▶ Material provided
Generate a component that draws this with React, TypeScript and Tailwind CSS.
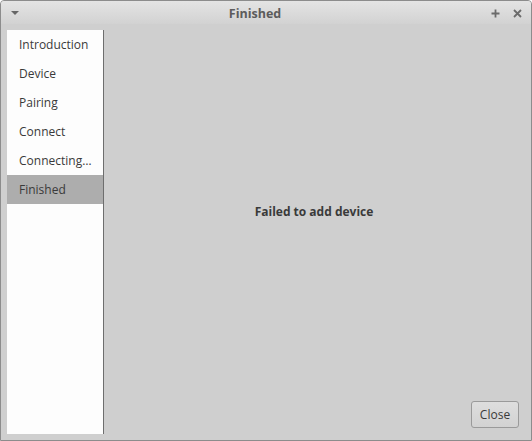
import React from "react";

const items = ["Introduction", "Device", "Pairing", "Connect", "Connecting…", "Finished"];

export default function App() {
  return (
    <div
      className="w-[532px] h-[441px] flex flex-col border border-[#8c8c8c] rounded-t-[4px] overflow-hidden bg-[#cfcfcf]"
      style={{ fontFamily: '"Open Sans", "Noto Sans", sans-serif' }}
    >
      <div className="h-[23px] shrink-0 flex items-center bg-gradient-to-b from-[#e4e4e4] to-[#d2d2d2] relative">
        <svg className="absolute left-[9px] top-[9px]" width="10" height="6" viewBox="0 0 10 6">
          <path d="M1 1 L9 1 L5 5 Z" fill="#666" />
        </svg>
        <div className="flex-1 text-center text-[12.5px] font-bold text-[#5c5c5c] leading-none pt-[3px] pr-[22px]">Finished</div>
        <svg className="absolute right-[31px] top-[8px]" width="9" height="9" viewBox="0 0 9 9">
          <path d="M4.5 0.5 V8.5 M0.5 4.5 H8.5" stroke="#6b6b6b" strokeWidth="1.8" />
        </svg>
        <svg className="absolute right-[9px] top-[8px]" width="9" height="9" viewBox="0 0 9 9">
          <path d="M1 1 L8 8 M8 1 L1 8" stroke="#6b6b6b" strokeWidth="1.8" />
        </svg>
      </div>
      <div className="flex-1 flex pt-[6px] pl-[6px] pb-[6px]">
        <div className="w-[97px] bg-[#fdfdfd] border-r border-[#6e6e6e] flex flex-col">
          {items.map((t) => (
            <div
              key={t}
              className={`h-[29px] flex items-center pl-[12px] text-[12px] text-[#3a3a3a] ${
                t === "Finished" ? "bg-[#adadad]" : ""
              }`}
            >
              {t}
            </div>
          ))}
        </div>
        <div className="flex-1 flex flex-col">
          <div className="flex-1 flex items-center justify-center pb-[8px] pr-[7px]">
            <span className="text-[12px] font-bold text-[#3a3a3a]">Failed to add device</span>
          </div>
          <div className="flex justify-end pr-[12px] pb-[6px]">
            <button className="w-[48px] h-[27px] rounded-[3px] border border-[#9a9a9a] bg-gradient-to-b from-[#dedede] to-[#d2d2d2] text-[12px] text-[#3a3a3a]">
              Close
            </button>
          </div>
        </div>
      </div>
    </div>
  );
}
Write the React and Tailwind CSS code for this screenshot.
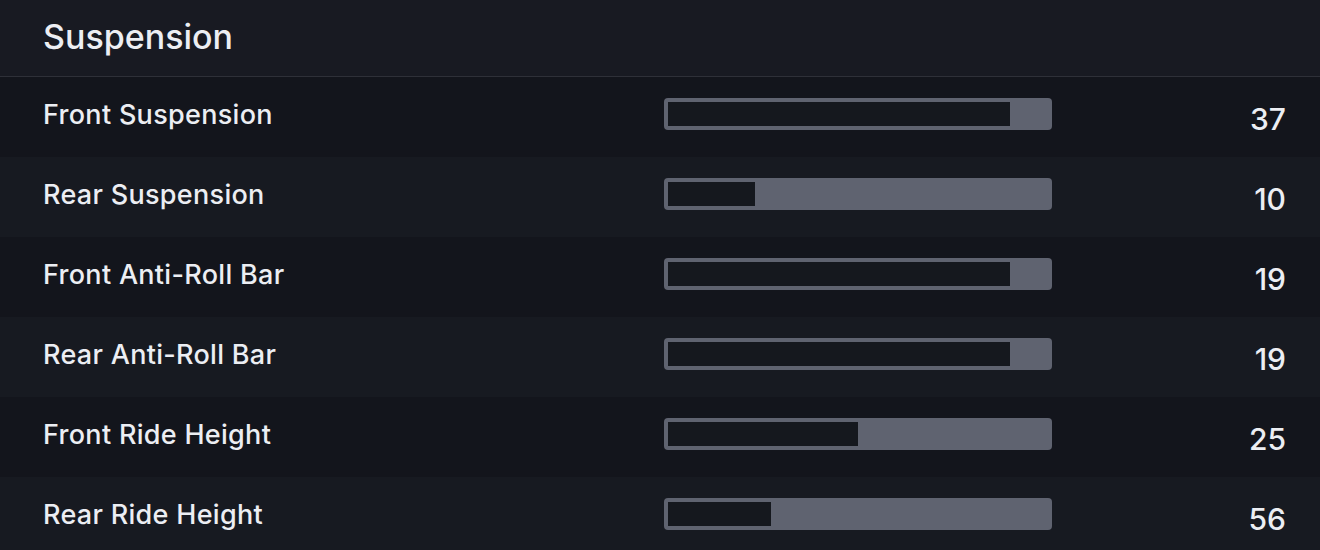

▶ What is asked
All of the entries above should be copied exactly, except for the pictures.

▶ Result of this exercise
Generate a component that draws this with React, TypeScript and Tailwind CSS.
import React from "react";

const items = ["Introduction", "Device", "Pairing", "Connect", "Connecting…", "Finished"];

export default function App() {
  return (
    <div
      className="w-[532px] h-[441px] flex flex-col border border-[#8c8c8c] rounded-t-[4px] overflow-hidden bg-[#cfcfcf]"
      style={{ fontFamily: '"Open Sans", "Noto Sans", sans-serif' }}
    >
      <div className="h-[23px] shrink-0 flex items-center bg-gradient-to-b from-[#e4e4e4] to-[#d2d2d2] relative">
        <svg className="absolute left-[9px] top-[9px]" width="10" height="6" viewBox="0 0 10 6">
          <path d="M1 1 L9 1 L5 5 Z" fill="#666" />
        </svg>
        <div className="flex-1 text-center text-[12.5px] font-bold text-[#5c5c5c] leading-none pt-[3px] pr-[22px]">Finished</div>
        <svg className="absolute right-[31px] top-[8px]" width="9" height="9" viewBox="0 0 9 9">
          <path d="M4.5 0.5 V8.5 M0.5 4.5 H8.5" stroke="#6b6b6b" strokeWidth="1.8" />
        </svg>
        <svg className="absolute right-[9px] top-[8px]" width="9" height="9" viewBox="0 0 9 9">
          <path d="M1 1 L8 8 M8 1 L1 8" stroke="#6b6b6b" strokeWidth="1.8" />
        </svg>
      </div>
      <div className="flex-1 flex pt-[6px] pl-[6px] pb-[6px]">
        <div className="w-[97px] bg-[#fdfdfd] border-r border-[#6e6e6e] flex flex-col">
          {items.map((t) => (
            <div
              key={t}
              className={`h-[29px] flex items-center pl-[12px] text-[12px] text-[#3a3a3a] ${
                t === "Finished" ? "bg-[#adadad]" : ""
              }`}
            >
              {t}
            </div>
          ))}
        </div>
        <div className="flex-1 flex flex-col">
          <div className="flex-1 flex items-center justify-center pb-[8px] pr-[7px]">
            <span className="text-[12px] font-bold text-[#3a3a3a]">Failed to add device</span>
          </div>
          <div className="flex justify-end pr-[12px] pb-[6px]">
            <button className="w-[48px] h-[27px] rounded-[3px] border border-[#9a9a9a] bg-gradient-to-b from-[#dedede] to-[#d2d2d2] text-[12px] text-[#3a3a3a]">
              Close
            </button>
          </div>
        </div>
      </div>
    </div>
  );
}
Write the React and Tailwind CSS code for this screenshot.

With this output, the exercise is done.